The pretreatment of the SSO starts with shredding, screening, and a magnet for metal removal, ultimately producing a digester feedstock where all materials are <2-inches in diameter and <6-inches long. Total solids content of the digester feedstock varies between 30% and 45%. The digesters have no internal mixers (or other moving parts). Both of the new projects in Belgium can accommodate compostable bags that contain the separated organics. “The compostable products degrade in the digester, and go through further biodegradation during the composting stage,” explains Norma McDonald, OWS Inc.’s North American sales manager. “One thing we do see in the SSO at our digesters in Europe is confusion with coated papers.
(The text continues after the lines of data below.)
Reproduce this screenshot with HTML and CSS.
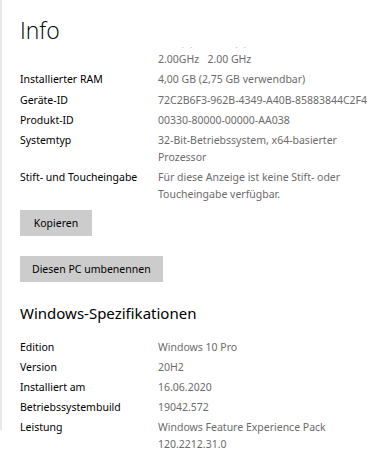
FILE: index.html
```html
<!DOCTYPE html>
<html lang="de">
<head>
    <meta charset="UTF-8">
    <meta name="viewport" content="width=device-width, initial-scale=1.0">
    <title>Info</title>
    <link rel="stylesheet" href="styles.css">
</head>
<body>
    <div class="rail"></div>
    <div class="page">
        <h1 class="page-title">Info</h1>

        <div class="scroll">
            <div class="scroll-inner">
                <dl class="specs">
                    <dt>Prozessor</dt>
                    <dd><span class="nowrap">Intel(R) Celeron(R) CPU 1000M @</span><br>2.00GHz&nbsp;&nbsp; 2.00 GHz</dd>
                    <dt>Installierter RAM</dt>
                    <dd>4,00 GB (2,75 GB verwendbar)</dd>
                    <dt>Geräte-ID</dt>
                    <dd>72C2B6F3-962B-4349-A40B-85883844C2F4</dd>
                    <dt>Produkt-ID</dt>
                    <dd>00330-80000-00000-AA038</dd>
                    <dt>Systemtyp</dt>
                    <dd>32-Bit-Betriebssystem, x64-basierter Prozessor</dd>
                    <dt>Stift- und Toucheingabe</dt>
                    <dd>Für diese Anzeige ist keine Stift- oder Toucheingabe verfügbar.</dd>
                </dl>

                <div class="actions">
                    <button type="button" class="btn">Kopieren</button>
                    <button type="button" class="btn">Diesen PC umbenennen</button>
                </div>

                <h2 class="section-title">Windows-Spezifikationen</h2>

                <dl class="specs specs-tight">
                    <dt>Edition</dt>
                    <dd>Windows 10 Pro</dd>
                    <dt>Version</dt>
                    <dd>20H2</dd>
                    <dt>Installiert am</dt>
                    <dd>16.06.2020</dd>
                    <dt>Betriebssystembuild</dt>
                    <dd>19042.572</dd>
                    <dt>Leistung</dt>
                    <dd>Windows Feature Experience Pack 120.2212.31.0</dd>
                </dl>
            </div>
        </div>
    </div>
</body>
</html>
```

FILE: styles.css
```css
:root {
    --text-main: #000000;
    --text-muted: #6b6b6b;
    --button-bg: #cccccc;
    --rail: #e8e8e8;
}

html, body {
    margin: 0;
    height: 100%;
    overflow: hidden;
}

body {
    background: #ffffff;
    color: var(--text-main);
    font-family: "Noto Sans", "Open Sans", Arial, sans-serif;
    font-size: 10.5px;
}

/* schmale Leiste am linken Rand */
.rail {
    position: absolute;
    top: 0;
    left: 0;
    width: 2px;
    height: 430px;
    background: var(--rail);
}

.page { padding-left: 20px; }

.page-title {
    margin: 0;
    padding-top: 14px;
    height: 33px;
    font-family: "Open Sans", "Noto Sans", sans-serif;
    font-size: 23px;
    font-weight: 300;
    line-height: 32px;
}

.scroll {
    height: 409px;
    overflow: hidden;
}
.scroll-inner { margin-top: -13px; }

.specs {
    display: grid;
    grid-template-columns: 138px 224px;
    row-gap: 3.3px;
    margin: 0;
    line-height: 17px;
}
.specs-tight { row-gap: 3px; }
.specs dt { color: var(--text-main); }
.specs dd { margin: 0; color: var(--text-muted); }
.nowrap { white-space: nowrap; }

.actions {
    display: flex;
    flex-direction: column;
    align-items: flex-start;
    gap: 20px;
    margin-top: 7px;
}

.btn {
    border: none;
    background: var(--button-bg);
    color: var(--text-main);
    font: inherit;
    height: 26px;
    min-width: 72px;
    padding: 0 12px;
}

.section-title {
    margin: 21px 0 16px;
    font-size: 15px;
    font-weight: 400;
    line-height: 20px;
}
```
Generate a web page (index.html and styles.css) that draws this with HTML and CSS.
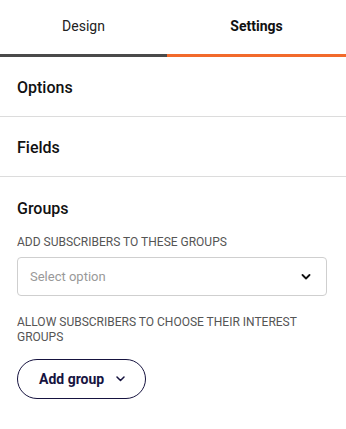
FILE: index.html
```html
<!DOCTYPE html>
<html lang="en">
  <head>
    <meta charset="UTF-8" />
    <meta name="viewport" content="width=device-width, initial-scale=1.0" />
    <title>Form Settings</title>
    <link rel="stylesheet" href="styles.css">
  </head>
  <body>
    <!-- Tabs -->
    <nav class="tabs">
      <a href="#" class="tab tab-design">Design</a>
      <a href="#" class="tab tab-settings active">Settings</a>
    </nav>

    <!-- Sections -->
    <section class="section">
      <h2 class="section-title">Options</h2>
    </section>
    <section class="section">
      <h2 class="section-title">Fields</h2>
    </section>

    <section class="section groups">
      <h2 class="section-title">Groups</h2>

      <label class="field-label">Add subscribers to these groups</label>
      <div class="select">
        <span class="select-placeholder">Select option</span>
        <svg class="chevron" width="10" height="6" viewBox="0 0 10 6">
          <path d="M1.5 1 L5 4.5 L8.5 1" fill="none" stroke="#111" stroke-width="1.8" stroke-linecap="round" stroke-linejoin="round" />
        </svg>
      </div>

      <label class="field-label">Allow subscribers to choose their interest groups</label>
      <button class="add-btn">
        Add group
        <svg class="btn-chevron" width="9" height="6" viewBox="0 0 9 6">
          <path d="M1 1 L4.5 4.5 L8 1" fill="none" stroke="#16133f" stroke-width="1.5" stroke-linecap="round" stroke-linejoin="round" />
        </svg>
      </button>
    </section>
  </body>
</html>
```

FILE: styles.css
```css
* {
  margin: 0;
  padding: 0;
  box-sizing: border-box;
  font-family: Roboto, "Liberation Sans", sans-serif;
}

body {
  background-color: #fff;
  color: #111;
  width: 346px;
}

/* Tabs */
.tabs {
  display: flex;
  height: 57px;
}

.tab {
  display: flex;
  align-items: center;
  justify-content: center;
  padding-bottom: 3px;
  text-decoration: none;
  color: #222;
  font-size: 14px;
  border-bottom: 3px solid #4a4a4a;
}

.tab-design {
  width: 167px;
}

.tab-settings {
  flex-grow: 1;
}

.tab.active {
  font-weight: 700;
  color: #111;
  border-bottom-color: #f26a2b;
}

/* Sections */
.section {
  padding: 2px 19px 0 17px;
  border-bottom: 1px solid #dcdcdc;
  height: 60px;
  display: flex;
  align-items: center;
}

.section-title {
  font-size: 16px;
  font-weight: 500;
  color: #111;
}

.groups {
  display: block;
  height: auto;
  border-bottom: none;
  padding-top: 22px;
}

.field-label {
  display: block;
  font-size: 12px;
  line-height: 15px;
  text-transform: uppercase;
  color: #555;
  margin-top: 17px;
}

.select {
  display: flex;
  align-items: center;
  justify-content: space-between;
  margin-top: 7px;
  height: 39px;
  padding: 0 15px 0 12px;
  border: 1px solid #cfcfcf;
  border-radius: 4px;
}

.select-placeholder {
  font-size: 13px;
  color: #999;
}

.select + .field-label {
  margin-top: 19px;
}

.add-btn {
  display: flex;
  align-items: center;
  gap: 12px;
  margin-top: 14px;
  height: 40px;
  padding: 0 20px 0 21px;
  background: #fff;
  border: 1px solid #16133f;
  border-radius: 20px;
  font-size: 14px;
  font-weight: 700;
  color: #16133f;
  cursor: pointer;
}
```
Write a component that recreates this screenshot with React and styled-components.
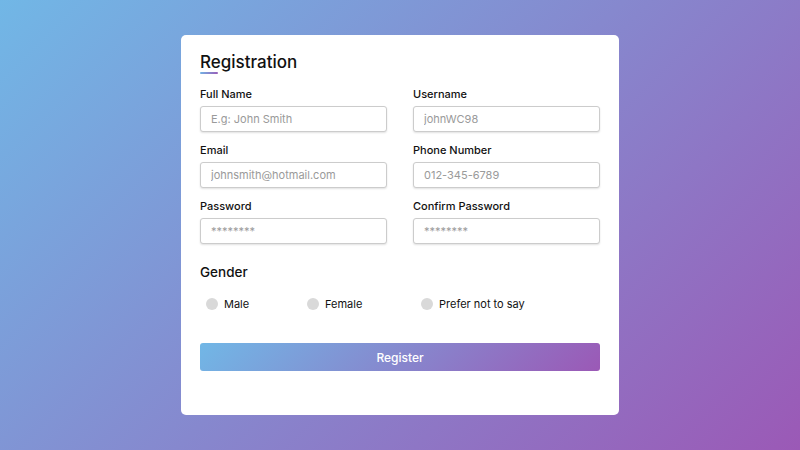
import styled, { createGlobalStyle } from "styled-components";

const GlobalStyle = createGlobalStyle`
  * { box-sizing: border-box; margin: 0; padding: 0; }
  html, body, #root { height: 100%; }
  body {
    font-family: "Inter", "Noto Sans", sans-serif;
  }
`;

const Page = styled.div`
  height: 100%;
  display: flex;
  align-items: flex-start;
  justify-content: center;
  padding-top: 35px;
  background: linear-gradient(135deg, #71b7e6, #9b59b6);
`;

const Card = styled.div`
  width: 438px;
  background: #fff;
  border-radius: 5px;
  padding: 16px 19px 44px 19px;
`;

const Title = styled.h1`
  position: relative;
  font-size: 17px;
  font-weight: 500;
  line-height: 22px;
  color: #111;

  &::before {
    content: "";
    position: absolute;
    left: 0;
    bottom: -1px;
    width: 18px;
    height: 2px;
    border-radius: 2px;
    background: linear-gradient(135deg, #71b7e6, #9b59b6);
  }
`;

const Fields = styled.div`
  display: grid;
  grid-template-columns: 187px 187px;
  justify-content: space-between;
  row-gap: 10px;
  margin-top: 13px;
`;

const Field = styled.div`
  display: flex;
  flex-direction: column;
  gap: 4px;
`;

const Label = styled.label`
  font-size: 11px;
  font-weight: 500;
  line-height: 16px;
  color: #111;
`;

const Input = styled.input`
  height: 26px;
  width: 100%;
  border: 1px solid #ccc;
  border-radius: 3px;
  padding-left: 10px;
  font-family: inherit;
  font-size: 11px;
  color: #333;
  box-shadow: 0 1px 2px rgba(0, 0, 0, 0.12);
  outline: none;

  &::placeholder {
    color: #9a9a9a;
  }
`;

const GenderTitle = styled.div`
  margin-top: 18px;
  font-size: 13.5px;
  font-weight: 500;
  line-height: 20px;
  color: #111;
`;

const Options = styled.div`
  display: grid;
  grid-template-columns: 101px 114px auto;
  margin-top: 14px;
`;

const Option = styled.label`
  display: flex;
  align-items: center;
  gap: 6px;
  margin-left: 6px;
  font-size: 11px;
  line-height: 16px;
  color: #111;
`;

const Dot = styled.span`
  width: 12px;
  height: 12px;
  border-radius: 50%;
  background: #d9d9d9;
`;

const Button = styled.button`
  margin-top: 31px;
  width: 100%;
  height: 28px;
  border: none;
  border-radius: 3px;
  background: linear-gradient(135deg, #71b7e6, #9b59b6);
  color: #fff;
  font-family: inherit;
  font-size: 12px;
  font-weight: 500;
`;

const fields = [
  ["Full Name", "E.g: John Smith"],
  ["Username", "johnWC98"],
  ["Email", "johnsmith@hotmail.com"],
  ["Phone Number", "012-345-6789"],
  ["Password", "********"],
  ["Confirm Password", "********"],
];

export default function App() {
  return (
    <Page>
      <GlobalStyle />
      <Card>
        <Title>Registration</Title>
        <Fields>
          {fields.map(([label, ph]) => (
            <Field key={label}>
              <Label>{label}</Label>
              <Input placeholder={ph} />
            </Field>
          ))}
        </Fields>
        <GenderTitle>Gender</GenderTitle>
        <Options>
          {["Male", "Female", "Prefer not to say"].map((g) => (
            <Option key={g}>
              <Dot />
              {g}
            </Option>
          ))}
        </Options>
        <Button>Register</Button>
      </Card>
    </Page>
  );
}
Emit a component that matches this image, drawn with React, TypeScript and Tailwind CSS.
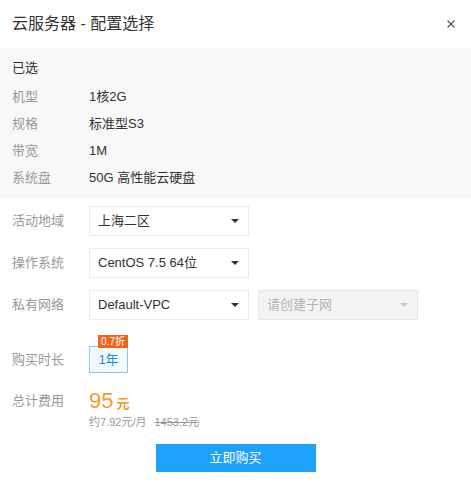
import { X } from 'lucide-react'

const font = { fontFamily: '"Liberation Sans", "Noto Sans CJK SC", sans-serif' }

const selected = [
  { label: '机型', value: '1核2G' },
  { label: '规格', value: '标准型S3' },
  { label: '带宽', value: '1M' },
  { label: '系统盘', value: '50G 高性能云硬盘' },
]

function Caret({ light }: { light?: boolean }) {
  return (
    <span
      className={`h-0 w-0 border-x-[4px] border-t-[4px] border-x-transparent ${light ? 'border-t-[#c8c8c8]' : 'border-t-[#333]'}`}
    />
  )
}

function Select({ value, disabled }: { value: string; disabled?: boolean }) {
  return (
    <div
      className={`flex h-[30px] w-[160px] items-center justify-between border pl-[8px] pr-[9px] text-[13px] ${
        disabled ? 'border-[#e6e6ea] bg-[#f3f3f5] text-[#b5b5b5]' : 'border-[#ebebeb] bg-white text-[#333]'
      }`}
    >
      <span>{value}</span>
      <Caret light={disabled} />
    </div>
  )
}

function Row({ label, children, className = '' }: { label: string; children: React.ReactNode; className?: string }) {
  return (
    <div className={`flex items-center ${className}`}>
      <span className="w-[77px] shrink-0 text-[13px] leading-[20px] text-[#999]">{label}</span>
      {children}
    </div>
  )
}

export default function App() {
  return (
    <div className="h-[488px] w-[471px] overflow-hidden bg-white" style={font}>
      <div className="flex h-[48px] items-center justify-between pl-[12px] pr-[14px]">
        <span className="text-[16px] text-[#333]">云服务器 - 配置选择</span>
        <X size={12} strokeWidth={2.5} className="text-[#555]" />
      </div>

      {/* 已选配置 */}
      <div className="bg-[#f8f8f9] px-[12px] pb-[10px] pt-[10px]">
        <div className="mb-[9px] text-[13px] leading-[20px] text-[#333]">已选</div>
        <div className="flex flex-col gap-[7px]">
          {selected.map((s) => (
            <Row key={s.label} label={s.label}>
              <span className="text-[13px] leading-[20px] text-[#333]">{s.value}</span>
            </Row>
          ))}
        </div>
      </div>

      <div className="flex flex-col gap-[12px] px-[12px] pt-[8px]">
        <Row label="活动地域">
          <Select value="上海二区" />
        </Row>
        <Row label="操作系统">
          <Select value="CentOS 7.5 64位" />
        </Row>
        <Row label="私有网络">
          <div className="flex gap-[9px]">
            <Select value="Default-VPC" />
            <Select value="请创建子网" disabled />
          </div>
        </Row>
      </div>

      <div className="px-[12px] pt-[26px]">
        <Row label="购买时长">
          <div className="relative flex h-[27px] w-[39px] items-center justify-center border border-[#8cc8e6] bg-[#f2faff] text-[13px] text-[#1a8bd6]">
            1年
            <span className="absolute right-[-1px] top-[-12px] bg-[#f0641e] px-[3px] text-[10px] leading-[13px] text-white">
              0.7折
            </span>
          </div>
        </Row>

        <Row label="总计费用" className="mt-[15px]">
          <span className="flex items-baseline text-[#f39a2a]">
            <span className="text-[22px] leading-[26px]">95</span>
            <span className="ml-[3px] text-[13px] font-bold">元</span>
          </span>
        </Row>
        <div className="ml-[77px] flex gap-[8px] text-[11px] leading-[16px] text-[#999]">
          <span>约7.92元/月</span>
          <span className="line-through">1453.2元</span>
        </div>

        <div className="mt-[14px] flex justify-center">
          <button className="h-[28px] w-[160px] bg-[#1ea1fa] text-[13px] text-white">立即购买</button>
        </div>
      </div>
    </div>
  )
}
These look like paper but have a film coating. In the DRANCO, the microbes will eat all the paper, so that only the nondegradable film is left. These laminates are easy to screen out in the compost refining process.”

McDonald wrote an excellent “state of the knowledge” overview on the digestability of compostable packaging in BioCycle in 2019. During our interview for this article, she noted that proposed standards and test methods for anaerobically digestable materials have not been officially adopted, but “the test methodology is a combination of an anaerobic digestion step and an aerobic composting step. They are inherently linked.” Generally speaking, she adds, with pretreatment systems such as depackaging for wet digesters, compostable packaging will “not make it into the wet digester when preprocessing works as intended. We have found through testing at OWS, Inc.’s Biodegradability, Compostability & Ecotoxicity (BCE) division that among the biopolymers, thermoplastic starch is the quickest to degrade in a digester. If there is no contamination within a bag made from that material, the bag doesn’t need to be eliminated during preprocessing and won’t lead to a flotation issue.”